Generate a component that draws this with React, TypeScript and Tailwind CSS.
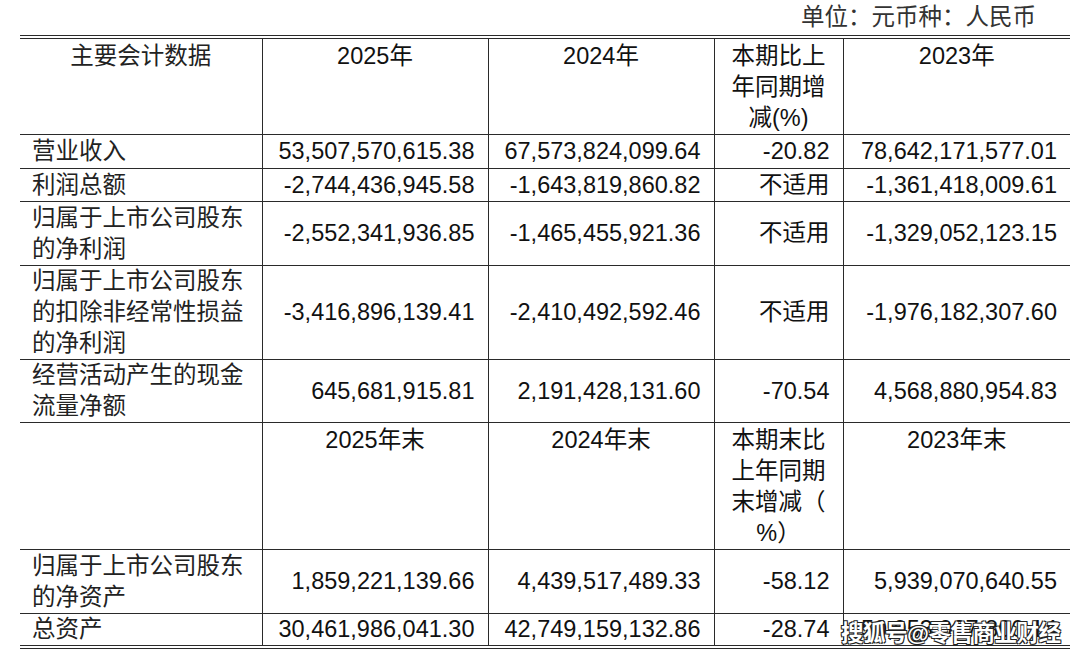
const num = "font-['Liberation_Sans','Noto_Sans_CJK_SC',sans-serif]";

type Row = { label: string[]; v: string[]; h: string };

const topRows: Row[] = [
  { label: ["营业收入"], v: ["53,507,570,615.38", "67,573,824,099.64", "-20.82", "78,642,171,577.01"], h: "h-[34px]" },
  { label: ["利润总额"], v: ["-2,744,436,945.58", "-1,643,819,860.82", "不适用", "-1,361,418,009.61"], h: "h-[33px]" },
  { label: ["归属于上市公司股东", "的净利润"], v: ["-2,552,341,936.85", "-1,465,455,921.36", "不适用", "-1,329,052,123.15"], h: "h-[64px]" },
  {
    label: ["归属于上市公司股东", "的扣除非经常性损益", "的净利润"],
    v: ["-3,416,896,139.41", "-2,410,492,592.46", "不适用", "-1,976,182,307.60"],
    h: "h-[92px]",
  },
  { label: ["经营活动产生的现金", "流量净额"], v: ["645,681,915.81", "2,191,428,131.60", "-70.54", "4,568,880,954.83"], h: "h-[63px]" },
];

const bottomRows: Row[] = [
  { label: ["归属于上市公司股东", "的净资产"], v: ["1,859,221,139.66", "4,439,517,489.33", "-58.12", "5,939,070,640.55"], h: "h-[64px]" },
  { label: ["总资产"], v: ["30,461,986,041.30", "42,749,159,132.86", "-28.74", "50,953,927,800.14"], h: "h-[30px]" },
];

const line = "border border-[#2a2a2a]";

function Lines({ items }: { items: string[] }) {
  return (
    <>
      {items.map((t, i) => (
        <div key={i}>{t}</div>
      ))}
    </>
  );
}

function DataRow({ row }: { row: Row }) {
  return (
    <tr className={row.h}>
      <td className={`${line} border-l-[#b5b5b5] border-l-dashed pl-3 align-middle text-[#222]`}>
        <Lines items={row.label} />
      </td>
      {row.v.map((v, i) => (
        <td key={i} className={`${line} ${i === 3 ? "border-r-[#b5b5b5]" : ""} pr-[13px] text-right align-middle text-[#111]`}>
          {v}
        </td>
      ))}
    </tr>
  );
}

function HeadRow({ cells, h, first }: { cells: string[][]; h: string; first?: string }) {
  return (
    <tr className={h}>
      <td className={`${line} border-l-[#b5b5b5] border-l-dashed pt-[2px] text-center align-top text-[#222]`}>{first}</td>
      {cells.map((c, i) => (
        <td key={i} className={`${line} ${i === 3 ? "border-r-[#b5b5b5]" : ""} pt-[2px] text-center align-top text-[#111]`}>
          <Lines items={c} />
        </td>
      ))}
    </tr>
  );
}

export default function App() {
  return (
    <div className={`relative h-[659px] w-[1080px] overflow-hidden bg-white ${num} text-[23.5px] leading-[31px]`}>
      <div className="flex h-[35px] items-center justify-end pr-[44px] text-[#333]">单位：元币种：人民币</div>

      <div className="ml-[20px] w-[1050px] border-y-4 border-double border-[#2a2a2a]">
        <table className="w-full table-fixed border-collapse border-hidden">
          <colgroup>
            <col className="w-[242px]" />
            <col className="w-[226px]" />
            <col className="w-[226px]" />
            <col className="w-[129px]" />
            <col className="w-[227px]" />
          </colgroup>
          <tbody>
            <HeadRow
              h="h-[92px]"
              first="主要会计数据"
              cells={[["2025年"], ["2024年"], ["本期比上", "年同期增", "减(%)"], ["2023年"]]}
            />
            {topRows.map((r, i) => (
              <DataRow key={i} row={r} />
            ))}
            <HeadRow
              h="h-[126px]"
              cells={[["2025年末"], ["2024年末"], ["本期末比", "上年同期", "末增减（", "%）"], ["2023年末"]]}
            />
            {bottomRows.map((r, i) => (
              <DataRow key={i} row={r} />
            ))}
          </tbody>
        </table>
      </div>

      <div className="absolute left-[841px] top-[620px] text-[22.5px] font-bold leading-[28px] tracking-[-0.5px] text-white [text-shadow:1px_1px_0_#222,-1px_-1px_0_#222,1px_-1px_0_#222,-1px_1px_0_#222]">
        搜狐号@零售商业财经
      </div>
    </div>
  );
}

=-=-=-=-=

• _Exercise task_
Restate each line from the start of the listing through the line bearing "string[]; v: string[];" word for word. Drop the pictures.

• _Answer below_
Generate a component that draws this with React, TypeScript and Tailwind CSS.
const num = "font-['Liberation_Sans','Noto_Sans_CJK_SC',sans-serif]";

type Row = { label: string[]; v: string[]; h: string };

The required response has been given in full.